Okay, so I began my blogging streak the day before my 22nd birthday. Define blogging streak. My definition of a blogging streak is not necessary that I post everyday. My definition of a blogging streak is I have been present in the blogging world, meaning, I have been participating in reading and commenting of others’ posts.
So I realize that I am very close to hitting that two-year mark on my blogging streak. Just less than a month…
This blog began so I can complain about my job, my life, and everything in between because at the time, life sucked, even more than now and my shell is not as tough as it is now. I cried more then from mom’s bullying than I do now.
After a while, however, I decided to turn this blog fiction because my brain was riddled with a million ideas that I had to let it out or I’d explode. I posted my first fiction story, no reader, not one at all.
I became discouraged and wanted to quit because that’s the type of person I am, someone who has commitment problems. When life gets hard, I quit but this time, I did not quit, I kept going. I’m older now, I’ve decided, more mature, I should commit myself to something and this is the first.

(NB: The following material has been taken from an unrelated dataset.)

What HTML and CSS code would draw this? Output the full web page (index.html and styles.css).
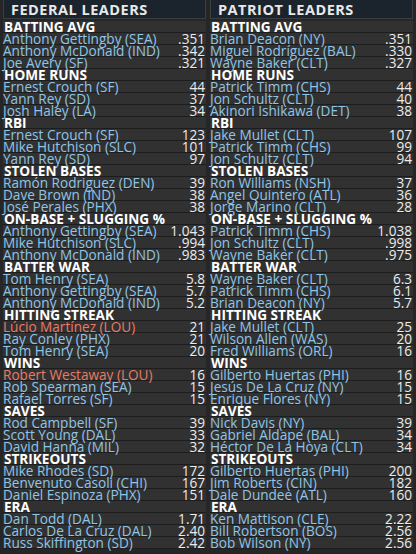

So far, this is the longest commitment I’ve ever held. Then this last month, that nagging feeling of wanting to quit began to creep back. The influencing thoughts at the back of my mind telling me, You’re too tired and it will take forever to write all these things down. Maybe tomorrow…
Those excuses gradually caused several things to happen, my posting activities have become extra light and my stats dropping steadily each week and the average views per day has been lower week-by-week.
Compare to earlier this year, this month is more or less a repeat of September or November. In fact, the number of post this month is so far the lowest of 2015.
Those three spikes you see above? Those are abnormal spikes. I didn’t post more than usual nor anything unusual.
On August 6 and 7, someone or someones went on various search engine and searched for my post, “What is Love” about a hundred times, literally though I don’t know why. The post has nothing to do with love. Then that third spike on the 10th, someone viewed my home page 110 times in a single hour. Other than those three unusual spikes, it’s been steady, falling but steady.
I should be disappointed but instead, I’m thrilled. One or two posts a day and still get this many views? I am impress.
To be honest, I thought I’d be able to post more after my exam but with so many problems going on at the two rental properties that I cannot even begin to explain and my mom’s amazing ability to break my train of thought every 5 minutes, I can hardly write even a single post.
At the same time, my mind has been fixed on finishing the novel, with the climax and ending constantly playing in my head even in my sleep. It seemed to have stopped in the last couple of days since I’ve written the climax.
Anyway, enough of my rambling, I just want to say four words, “I am not quitting!”
I am not quitting blogging. I am not quitting exercise; mainly because I’ve found an alternative to hard-core painful unrewarded exercising. I am not quitting meditating. I am not quitting writing. For once, I will commit to something and no matter how hard it gets sometimes, I’ll get through it.